Naomi Klein’s just released book ‘This Changes Everything’ links the behaviour of capitalist elites and their support of climate change denial to global warming and points to the need for radical change to our core economic arrangements. In apparent agreement, the political far right in the US is accusing the climate movement of being ‘watermelons’: green on the outside, red in the middle – a cover for a resurgence of socialism and an anti–free market, anti-big business, pro-tax agenda.
Whatever the movement’s agenda, the question of who pays for the damage from climate events has yet to assert itself in the public debate. The New York subway’s R train is back in service after extensive, publicly funded, post-hurricane repairs to its tunnel. So far, some of the largest impacts of climate change around here have been a cost on the public purse. How long that continues uncontested, with planned and very costly climate change mitigation infrastructure expenses in the offing, remains an open question.

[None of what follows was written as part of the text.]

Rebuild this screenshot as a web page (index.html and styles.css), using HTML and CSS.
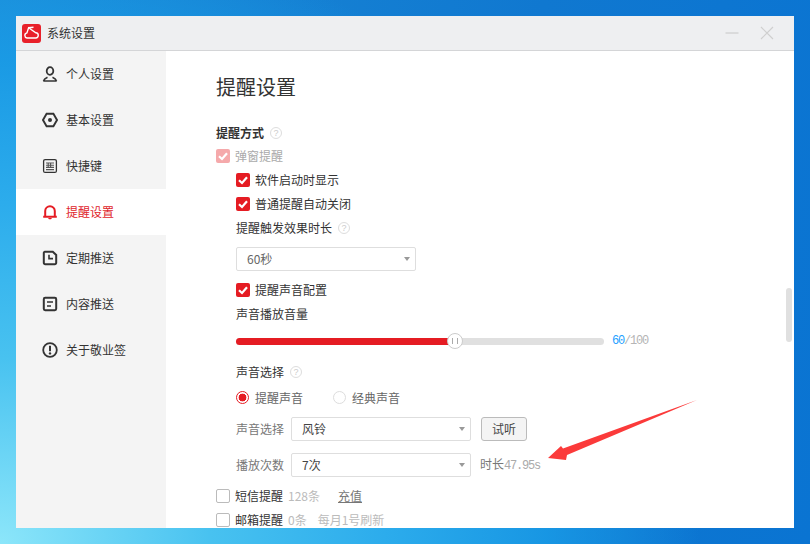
FILE: index.html
```html
<!DOCTYPE html>
<html lang="zh-CN">
<head>
  <meta charset="UTF-8">
  <title>系统设置</title>
  <link rel="stylesheet" href="styles.css">
</head>
<body>
  <svg class="defs" width="0" height="0">
    <symbol id="tick" viewBox="0 0 14 14">
      <path d="M3 7.2 L6 10 L11 4.2" fill="none" stroke="#fff" stroke-width="2.2"/>
    </symbol>
  </svg>

  <div class="window">
    <div class="titlebar">
      <svg class="logo" width="19" height="19" viewBox="0 0 19 19">
        <rect width="19" height="19" rx="3" fill="#e8202a"/>
        <path d="M5 14 H13.5 A2.6 2.6 0 0 0 13.8 8.8 L6.6 3.8 L4.9 8.9 A2.6 2.6 0 0 0 5 14 Z M6.6 3.8 L11.5 3.2" fill="none" stroke="#fff" stroke-width="1.4"/>
      </svg>
      <span class="titlebar-text">系统设置</span>
      <svg class="win-btn btn-min" width="14" height="14" viewBox="0 0 14 14">
        <path d="M0.5 7 H13.5" stroke="#c6c6c6" stroke-width="1"/>
      </svg>
      <svg class="win-btn btn-close" width="14" height="14" viewBox="0 0 14 14">
        <path d="M1 1 L13 13 M13 1 L1 13" stroke="#cfcfcf" stroke-width="1.2"/>
      </svg>
    </div>

    <div class="main">
      <div class="sidebar">
        <div class="nav-item">
          <svg class="nav-icon" width="16" height="16" viewBox="0 0 16 16">
            <ellipse cx="8" cy="5" rx="3.3" ry="3.8" fill="none" stroke="#333" stroke-width="1.8"/>
            <path d="M1.5 15 C2 13 3.8 12 5.5 11.2 M14.5 15 C14 13 12.2 12 10.5 11.2 M1.3 15 H14.7" fill="none" stroke="#333" stroke-width="1.6"/>
          </svg>
          个人设置
        </div>
        <div class="nav-item">
          <svg class="nav-icon" width="16" height="16" viewBox="0 0 16 16">
            <path d="M4.6 1.8 H11.4 L15 8 L11.4 14.2 H4.6 L1 8 Z" fill="none" stroke="#333" stroke-width="1.9"/>
            <circle cx="8" cy="8" r="2" fill="#333"/>
          </svg>
          基本设置
        </div>
        <div class="nav-item">
          <svg class="nav-icon" width="16" height="16" viewBox="0 0 16 16">
            <rect x="1.6" y="1.6" width="12.8" height="12.8" rx="1.5" fill="none" stroke="#333" stroke-width="1.3"/>
            <path d="M4 5 H12 M4 7.2 H12 M4 9.4 H12 M4 11.6 H12 M6.2 4.5 V10 M8.6 4.5 V10" stroke="#555" stroke-width="1.1"/>
          </svg>
          快捷键
        </div>
        <div class="nav-item active">
          <svg class="nav-icon" width="16" height="16" viewBox="0 0 16 16">
            <path d="M3.2 12.5 V7 A4.8 4.8 0 0 1 12.8 7 V12.5 M1.2 12.8 H14.8" fill="none" stroke="#e51c23" stroke-width="2"/>
            <path d="M6 14 H10 L9 15.2 H7 Z" fill="#e51c23"/>
          </svg>
          提醒设置
        </div>
        <div class="nav-item">
          <svg class="nav-icon" width="16" height="16" viewBox="0 0 16 16">
            <path d="M2.8 1.8 H10.8 L14.2 5 V12.8 A1.4 1.4 0 0 1 12.8 14.2 H3.2 A1.4 1.4 0 0 1 1.8 12.8 V2.8 A1 1 0 0 1 2.8 1.8 Z" fill="none" stroke="#333" stroke-width="2"/>
            <path d="M7 4.8 V8.6 H11" fill="none" stroke="#333" stroke-width="1.6"/>
          </svg>
          定期推送
        </div>
        <div class="nav-item">
          <svg class="nav-icon" width="16" height="16" viewBox="0 0 16 16">
            <rect x="1.8" y="1.8" width="12.4" height="12.4" rx="1.4" fill="none" stroke="#333" stroke-width="2"/>
            <path d="M5 6 H11 M5 10 H9" stroke="#333" stroke-width="1.6"/>
          </svg>
          内容推送
        </div>
        <div class="nav-item">
          <svg class="nav-icon" width="16" height="16" viewBox="0 0 16 16">
            <circle cx="8" cy="8" r="6.8" fill="none" stroke="#333" stroke-width="1.8"/>
            <path d="M8 3.8 V9.2" stroke="#333" stroke-width="2"/>
            <circle cx="8" cy="11.4" r="1.2" fill="#333"/>
          </svg>
          关于敬业签
        </div>
      </div>

      <div class="content">
        <h1 class="page-title">提醒设置</h1>
        <div class="row section-head"><b>提醒方式</b><span class="help">?</span></div>

        <div class="row faded">
          <span class="check on"><svg width="14" height="14"><use href="#tick"/></svg></span>
          弹窗提醒
        </div>

        <div class="sub">
          <div class="row">
            <span class="check on"><svg width="14" height="14"><use href="#tick"/></svg></span>
            软件启动时显示
          </div>
          <div class="row">
            <span class="check on"><svg width="14" height="14"><use href="#tick"/></svg></span>
            普通提醒自动关闭
          </div>
          <div class="row">提醒触发效果时长<span class="help">?</span></div>
          <div class="select select-short"><span>60秒</span></div>
          <div class="row row-gap">
            <span class="check on"><svg width="14" height="14"><use href="#tick"/></svg></span>
            提醒声音配置
          </div>
          <div class="row">声音播放音量</div>

          <div class="slider-row">
            <div class="slider">
              <div class="slider-fill"></div>
              <div class="slider-thumb"></div>
            </div>
            <span class="slider-val"><em>60</em>/100</span>
          </div>

          <div class="row row-sound">声音选择<span class="help">?</span></div>
          <div class="row radios">
            <span class="radio on"></span><span class="radio-label">提醒声音</span>
            <span class="radio radio-second"></span><span class="radio-label">经典声音</span>
          </div>

          <div class="field field-first">
            <span class="field-label">声音选择</span>
            <div class="select select-long"><span class="dark">风铃</span></div>
            <button class="try-btn" type="button">试听</button>
          </div>
          <div class="field field-second">
            <span class="field-label">播放次数</span>
            <div class="select select-long"><span class="dark">7次</span></div>
            <span class="duration">时长<i>47.95s</i></span>
          </div>
        </div>

        <div class="row row-sms">
          <span class="check"></span>
          短信提醒
          <span class="note note-count">128条</span>
          <span class="recharge">充值</span>
        </div>
        <div class="row">
          <span class="check"></span>
          邮箱提醒
          <span class="note note-count">0条</span>
          <span class="note note-refresh">每月1号刷新</span>
        </div>

        <div class="scroll-thumb"></div>
        <svg class="arrow" width="160" height="70" viewBox="0 0 160 70">
          <path d="M151 0 L17 48.5 L15 46 L2 58 L20 60 L21 55 Z" fill="#fb3a3a"/>
        </svg>
      </div>
    </div>
  </div>
</body>
</html>
```

FILE: styles.css
```css
* {
  box-sizing: border-box;
}

html, body {
  height: 100%;
}

body {
  margin: 0;
  padding: 16px;
  overflow: hidden;
  font-family: "Noto Sans CJK SC", "Liberation Sans", sans-serif;
  font-size: 12px;
  color: #333;
  background:
    radial-gradient(ellipse 700px 620px at 0 100%, #8ce6fa 0, #48c2f0 30%, #2cacec 55%, rgba(26, 158, 232, .8) 78%, rgba(26, 140, 220, 0) 100%),
    linear-gradient(100deg, #1b8ad6 0, #1078d0 60%, #0a74d2 100%);
}

.defs {
  position: absolute;
}

.window {
  width: 778px;
  height: 512px;
  display: flex;
  flex-direction: column;
  background: #fff;
  overflow: hidden;
}

.titlebar {
  height: 35px;
  flex: none;
  display: flex;
  align-items: center;
  padding-left: 6px;
  background: #eeeff1;
  border-bottom: 1px solid #d4d5d7;
}

.logo {
  margin-right: 6px;
}

.titlebar-text {
  flex: 1;
  margin-bottom: 2px;
}

.btn-min {
  margin-right: 21px;
}

.btn-close {
  margin-right: 20px;
}

.main {
  flex: 1;
  display: flex;
  min-height: 0;
}

.sidebar {
  width: 150px;
  flex: none;
  background: #f4f4f4;
}

.nav-item {
  height: 46px;
  display: flex;
  align-items: center;
  padding: 0 0 2px 26px;
}

.nav-item.active {
  background: #fff;
  color: #e0252b;
}

.nav-icon {
  margin: 1px 8px 0 0;
}

.content {
  flex: 1;
  position: relative;
  padding: 21px 0 0 50px;
}

.page-title {
  margin: 0 0 20px;
  height: 30px;
  line-height: 30px;
  font-size: 20px;
  font-weight: normal;
}

.help {
  width: 12px;
  height: 12px;
  margin: 2px 0 0 6px;
  border: 1px solid #ddd;
  border-radius: 50%;
  color: #ccc;
  font-size: 9px;
  line-height: 10px;
  text-align: center;
  font-family: "Liberation Sans", sans-serif;
}

.row {
  height: 24px;
  display: flex;
  align-items: center;
  padding-bottom: 2px;
}

.section-head {
  height: 22px;
}

.faded {
  color: #aaa;
}

.check {
  width: 14px;
  height: 14px;
  margin: 2px 5px 0 0;
  border: 1px solid #bbb;
  border-radius: 2px;
  background: #fff;
  flex: none;
}

.check svg {
  display: block;
}

.check.on {
  border: 0;
  background: #e51c23;
}

.faded .check.on {
  background: #f5a9ab;
}

.sub {
  padding-left: 20px;
}

.select {
  height: 24px;
  display: flex;
  align-items: center;
  justify-content: space-between;
  padding: 0 5px 2px 10px;
  border: 1px solid #dedede;
  border-radius: 2px;
  color: #666;
}

.select::after {
  content: "";
  margin-top: 2px;
  border-top: 4px solid #999;
  border-left: 3.5px solid transparent;
  border-right: 3.5px solid transparent;
}

.select-short {
  width: 180px;
  margin-top: 7px;
}

.select-long {
  width: 180px;
}

.dark {
  color: #444;
}

.row-gap {
  margin-top: 7px;
}

.slider-row {
  height: 30px;
  display: flex;
  align-items: center;
}

.slider {
  width: 368px;
  height: 7px;
  position: relative;
  border-radius: 4px;
  background: #e0e0e0;
}

.slider-fill {
  width: 60%;
  height: 100%;
  border-radius: 4px 0 0 4px;
  background: #e51c23;
}

.slider-thumb {
  position: absolute;
  left: 211px;
  top: -5px;
  width: 16px;
  height: 16px;
  border: 1px solid #ccc;
  border-radius: 50%;
  background: #fff;
}

.slider-thumb::after {
  content: "";
  display: block;
  width: 4px;
  height: 6px;
  margin: 4px auto 0;
  border-left: 1px solid #aaa;
  border-right: 1px solid #aaa;
}

.slider-val {
  margin-left: 8px;
  font-family: "Liberation Mono", monospace;
  font-size: 12px;
  letter-spacing: -1.2px;
  color: #b5b5b5;
}

.slider-val em {
  font-style: normal;
  color: #1e9fff;
}

.row-sound {
  margin-top: 4px;
}

.radios {
  margin-top: 2px;
  color: #666;
}

.radio {
  width: 13px;
  height: 13px;
  flex: none;
  border: 1px solid #ddd;
  border-radius: 50%;
  margin: 1px 6px 0 0;
}

.radio.on {
  border-color: #e51c23;
  background: radial-gradient(circle, #e51c23 0, #e51c23 3.6px, #fff 4.2px);
}

.radio-second {
  margin-left: 30px;
}

.field {
  display: flex;
  align-items: center;
  height: 24px;
}

.field-first {
  margin-top: 7px;
}

.field-second {
  margin-top: 12px;
}

.field-label {
  width: 55px;
  margin-bottom: 2px;
  color: #777;
}

.try-btn {
  width: 46px;
  height: 24px;
  margin-left: 10px;
  padding: 0 0 2px;
  border: 1px solid #bbb;
  border-radius: 3px;
  background: #f4f4f4;
  font: inherit;
  color: #444;
}

.duration {
  margin: 0 0 2px 9px;
  color: #777;
}

.duration i {
  font-family: "Liberation Mono", monospace;
  font-size: 12px;
  letter-spacing: -1.2px;
  font-style: normal;
  color: #aaa;
}

.row-sms {
  margin-top: 7px;
}

.note {
  color: #bbb;
}

.note-count {
  margin-left: 5px;
}

.note-refresh {
  margin-left: 11px;
}

.recharge {
  margin-left: 18px;
  color: #777;
  text-decoration: underline;
}

.scroll-thumb {
  position: absolute;
  top: 237px;
  right: 2px;
  width: 6px;
  height: 54px;
  border-radius: 3px;
  background: #e0e0e0;
}

.arrow {
  position: absolute;
  left: 380px;
  top: 349px;
}
```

It’s not just the climate that’s heating up. Corporate America is not unified on this issue. Today Google publicly withdrew from its association with the climate science-denying lobby group, the American Legislative Exchange Council (ALEC). Google’s CEO Eric Schmidt said ALEC has been “literally lying” about the reality of climate change and that Google no longer wants to be associated with that sort of thing. Microsoft made the same move in August. Let’s hope this, and the Rockefeller decision, was some small consolation to the poor, overheated polar bear as he held out his paws to the plastic handcuffs of the irony-free NYPD yesterday evening.